**GOAL**:
Copy each line below exactly and leave the pictures out.

**SUPPLIED DATA**:
□ □ □

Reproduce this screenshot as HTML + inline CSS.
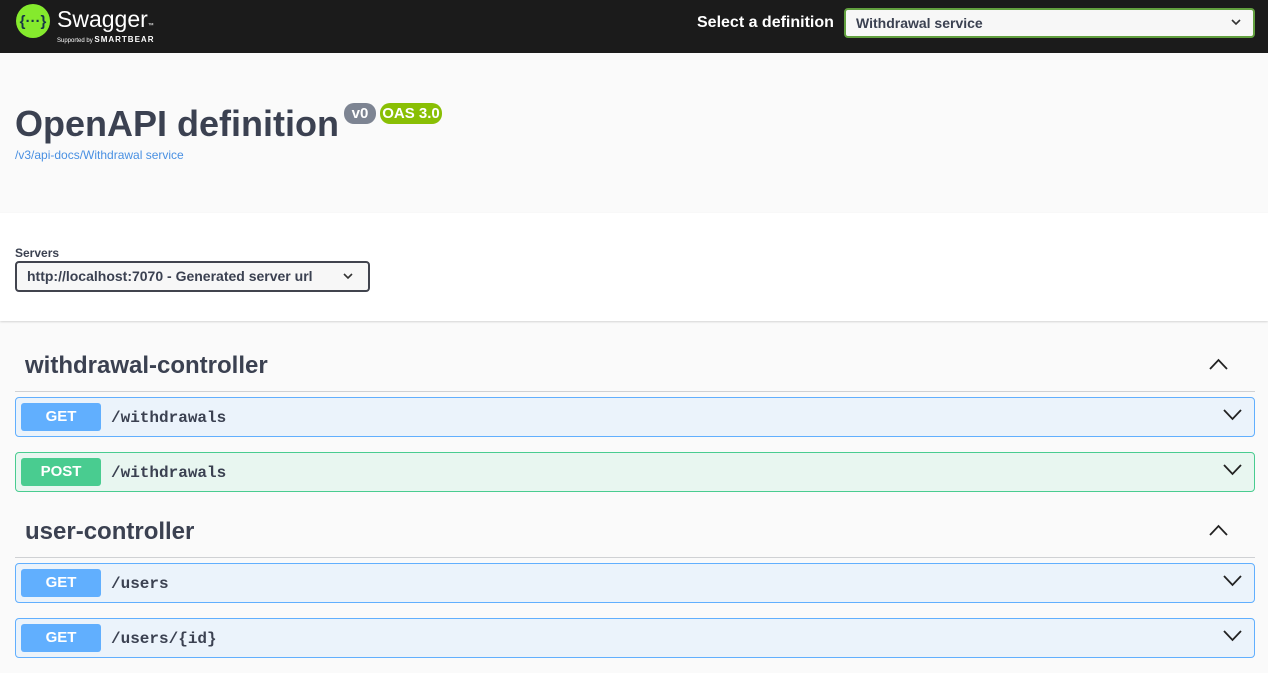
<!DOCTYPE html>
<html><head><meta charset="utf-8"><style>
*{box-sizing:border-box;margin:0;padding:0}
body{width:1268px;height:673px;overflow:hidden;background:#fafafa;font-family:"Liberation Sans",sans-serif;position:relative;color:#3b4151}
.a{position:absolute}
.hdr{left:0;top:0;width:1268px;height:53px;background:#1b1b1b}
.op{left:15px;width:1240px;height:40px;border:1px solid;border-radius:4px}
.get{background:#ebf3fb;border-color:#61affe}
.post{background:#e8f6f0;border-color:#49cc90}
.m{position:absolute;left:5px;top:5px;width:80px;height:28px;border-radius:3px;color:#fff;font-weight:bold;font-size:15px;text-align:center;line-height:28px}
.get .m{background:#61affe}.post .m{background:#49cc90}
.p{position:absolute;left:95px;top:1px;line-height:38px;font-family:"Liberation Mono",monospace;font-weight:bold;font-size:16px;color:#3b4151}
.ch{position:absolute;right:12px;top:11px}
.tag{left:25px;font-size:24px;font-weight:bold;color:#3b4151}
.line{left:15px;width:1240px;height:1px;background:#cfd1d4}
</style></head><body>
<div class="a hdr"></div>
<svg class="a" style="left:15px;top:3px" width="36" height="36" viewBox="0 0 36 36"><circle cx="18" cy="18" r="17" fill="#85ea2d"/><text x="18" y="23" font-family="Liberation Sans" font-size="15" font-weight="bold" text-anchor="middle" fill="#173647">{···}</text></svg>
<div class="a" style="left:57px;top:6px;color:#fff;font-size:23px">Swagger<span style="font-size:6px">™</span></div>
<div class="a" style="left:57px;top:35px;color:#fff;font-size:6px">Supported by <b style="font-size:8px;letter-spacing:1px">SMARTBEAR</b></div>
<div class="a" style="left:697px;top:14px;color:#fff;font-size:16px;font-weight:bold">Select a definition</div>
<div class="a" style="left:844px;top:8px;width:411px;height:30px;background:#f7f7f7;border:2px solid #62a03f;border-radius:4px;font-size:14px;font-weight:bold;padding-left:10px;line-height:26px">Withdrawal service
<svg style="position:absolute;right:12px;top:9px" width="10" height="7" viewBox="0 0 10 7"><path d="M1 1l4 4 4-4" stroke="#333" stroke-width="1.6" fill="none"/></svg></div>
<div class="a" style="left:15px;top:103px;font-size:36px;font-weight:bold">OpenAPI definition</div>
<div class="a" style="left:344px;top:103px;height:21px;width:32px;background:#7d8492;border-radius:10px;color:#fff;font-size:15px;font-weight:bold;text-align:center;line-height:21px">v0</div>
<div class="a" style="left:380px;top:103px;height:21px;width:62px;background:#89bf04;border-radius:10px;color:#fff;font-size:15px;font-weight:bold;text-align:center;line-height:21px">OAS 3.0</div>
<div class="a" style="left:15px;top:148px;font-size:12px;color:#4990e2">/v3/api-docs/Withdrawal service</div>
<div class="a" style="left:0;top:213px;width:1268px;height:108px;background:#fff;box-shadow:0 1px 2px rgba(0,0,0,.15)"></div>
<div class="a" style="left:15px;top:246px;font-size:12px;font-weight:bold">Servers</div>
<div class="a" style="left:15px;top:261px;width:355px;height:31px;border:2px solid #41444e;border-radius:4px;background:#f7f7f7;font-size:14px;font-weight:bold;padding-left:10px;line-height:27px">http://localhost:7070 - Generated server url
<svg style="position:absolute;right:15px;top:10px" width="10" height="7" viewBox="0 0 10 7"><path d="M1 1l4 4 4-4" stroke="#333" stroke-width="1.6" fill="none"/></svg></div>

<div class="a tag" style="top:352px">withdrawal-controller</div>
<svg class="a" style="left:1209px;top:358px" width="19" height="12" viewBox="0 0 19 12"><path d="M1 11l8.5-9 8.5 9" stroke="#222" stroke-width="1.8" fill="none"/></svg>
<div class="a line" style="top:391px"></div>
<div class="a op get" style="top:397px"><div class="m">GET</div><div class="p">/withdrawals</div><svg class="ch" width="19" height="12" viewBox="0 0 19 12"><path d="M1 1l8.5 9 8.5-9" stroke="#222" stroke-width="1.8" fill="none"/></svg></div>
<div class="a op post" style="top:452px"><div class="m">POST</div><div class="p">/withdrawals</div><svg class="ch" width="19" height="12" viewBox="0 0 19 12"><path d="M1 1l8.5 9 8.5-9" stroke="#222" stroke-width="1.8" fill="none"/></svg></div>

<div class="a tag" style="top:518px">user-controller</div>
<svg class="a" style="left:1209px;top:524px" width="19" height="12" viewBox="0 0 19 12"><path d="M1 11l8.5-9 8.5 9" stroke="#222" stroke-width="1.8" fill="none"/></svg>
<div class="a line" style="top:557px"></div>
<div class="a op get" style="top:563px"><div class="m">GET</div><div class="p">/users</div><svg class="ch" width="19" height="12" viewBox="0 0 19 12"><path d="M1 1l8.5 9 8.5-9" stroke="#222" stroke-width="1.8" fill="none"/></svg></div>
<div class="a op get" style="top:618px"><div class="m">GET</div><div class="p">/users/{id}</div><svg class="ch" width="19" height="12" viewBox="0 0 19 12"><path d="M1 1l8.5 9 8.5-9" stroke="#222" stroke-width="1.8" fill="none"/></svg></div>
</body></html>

□ □ □

**OUTPUT FOR THIS EXERCISE**:
Reproduce this screenshot as HTML + inline CSS.
<!DOCTYPE html>
<html><head><meta charset="utf-8"><style>
*{box-sizing:border-box;margin:0;padding:0}
body{width:1268px;height:673px;overflow:hidden;background:#fafafa;font-family:"Liberation Sans",sans-serif;position:relative;color:#3b4151}
.a{position:absolute}
.hdr{left:0;top:0;width:1268px;height:53px;background:#1b1b1b}
.op{left:15px;width:1240px;height:40px;border:1px solid;border-radius:4px}
.get{background:#ebf3fb;border-color:#61affe}
.post{background:#e8f6f0;border-color:#49cc90}
.m{position:absolute;left:5px;top:5px;width:80px;height:28px;border-radius:3px;color:#fff;font-weight:bold;font-size:15px;text-align:center;line-height:28px}
.get .m{background:#61affe}.post .m{background:#49cc90}
.p{position:absolute;left:95px;top:1px;line-height:38px;font-family:"Liberation Mono",monospace;font-weight:bold;font-size:16px;color:#3b4151}
.ch{position:absolute;right:12px;top:11px}
.tag{left:25px;font-size:24px;font-weight:bold;color:#3b4151}
.line{left:15px;width:1240px;height:1px;background:#cfd1d4}
</style></head><body>
<div class="a hdr"></div>
<svg class="a" style="left:15px;top:3px" width="36" height="36" viewBox="0 0 36 36"><circle cx="18" cy="18" r="17" fill="#85ea2d"/><text x="18" y="23" font-family="Liberation Sans" font-size="15" font-weight="bold" text-anchor="middle" fill="#173647">{···}</text></svg>
<div class="a" style="left:57px;top:6px;color:#fff;font-size:23px">Swagger<span style="font-size:6px">™</span></div>
<div class="a" style="left:57px;top:35px;color:#fff;font-size:6px">Supported by <b style="font-size:8px;letter-spacing:1px">SMARTBEAR</b></div>
<div class="a" style="left:697px;top:14px;color:#fff;font-size:16px;font-weight:bold">Select a definition</div>
<div class="a" style="left:844px;top:8px;width:411px;height:30px;background:#f7f7f7;border:2px solid #62a03f;border-radius:4px;font-size:14px;font-weight:bold;padding-left:10px;line-height:26px">Withdrawal service
<svg style="position:absolute;right:12px;top:9px" width="10" height="7" viewBox="0 0 10 7"><path d="M1 1l4 4 4-4" stroke="#333" stroke-width="1.6" fill="none"/></svg></div>
<div class="a" style="left:15px;top:103px;font-size:36px;font-weight:bold">OpenAPI definition</div>
<div class="a" style="left:344px;top:103px;height:21px;width:32px;background:#7d8492;border-radius:10px;color:#fff;font-size:15px;font-weight:bold;text-align:center;line-height:21px">v0</div>
<div class="a" style="left:380px;top:103px;height:21px;width:62px;background:#89bf04;border-radius:10px;color:#fff;font-size:15px;font-weight:bold;text-align:center;line-height:21px">OAS 3.0</div>
<div class="a" style="left:15px;top:148px;font-size:12px;color:#4990e2">/v3/api-docs/Withdrawal service</div>
<div class="a" style="left:0;top:213px;width:1268px;height:108px;background:#fff;box-shadow:0 1px 2px rgba(0,0,0,.15)"></div>
<div class="a" style="left:15px;top:246px;font-size:12px;font-weight:bold">Servers</div>
<div class="a" style="left:15px;top:261px;width:355px;height:31px;border:2px solid #41444e;border-radius:4px;background:#f7f7f7;font-size:14px;font-weight:bold;padding-left:10px;line-height:27px">http://localhost:7070 - Generated server url
<svg style="position:absolute;right:15px;top:10px" width="10" height="7" viewBox="0 0 10 7"><path d="M1 1l4 4 4-4" stroke="#333" stroke-width="1.6" fill="none"/></svg></div>

<div class="a tag" style="top:352px">withdrawal-controller</div>
<svg class="a" style="left:1209px;top:358px" width="19" height="12" viewBox="0 0 19 12"><path d="M1 11l8.5-9 8.5 9" stroke="#222" stroke-width="1.8" fill="none"/></svg>
<div class="a line" style="top:391px"></div>
<div class="a op get" style="top:397px"><div class="m">GET</div><div class="p">/withdrawals</div><svg class="ch" width="19" height="12" viewBox="0 0 19 12"><path d="M1 1l8.5 9 8.5-9" stroke="#222" stroke-width="1.8" fill="none"/></svg></div>
<div class="a op post" style="top:452px"><div class="m">POST</div><div class="p">/withdrawals</div><svg class="ch" width="19" height="12" viewBox="0 0 19 12"><path d="M1 1l8.5 9 8.5-9" stroke="#222" stroke-width="1.8" fill="none"/></svg></div>

<div class="a tag" style="top:518px">user-controller</div>
<svg class="a" style="left:1209px;top:524px" width="19" height="12" viewBox="0 0 19 12"><path d="M1 11l8.5-9 8.5 9" stroke="#222" stroke-width="1.8" fill="none"/></svg>
<div class="a line" style="top:557px"></div>
<div class="a op get" style="top:563px"><div class="m">GET</div><div class="p">/users</div><svg class="ch" width="19" height="12" viewBox="0 0 19 12"><path d="M1 1l8.5 9 8.5-9" stroke="#222" stroke-width="1.8" fill="none"/></svg></div>
<div class="a op get" style="top:618px"><div class="m">GET</div><div class="p">/users/{id}</div><svg class="ch" width="19" height="12" viewBox="0 0 19 12"><path d="M1 1l8.5 9 8.5-9" stroke="#222" stroke-width="1.8" fill="none"/></svg></div>
</body></html>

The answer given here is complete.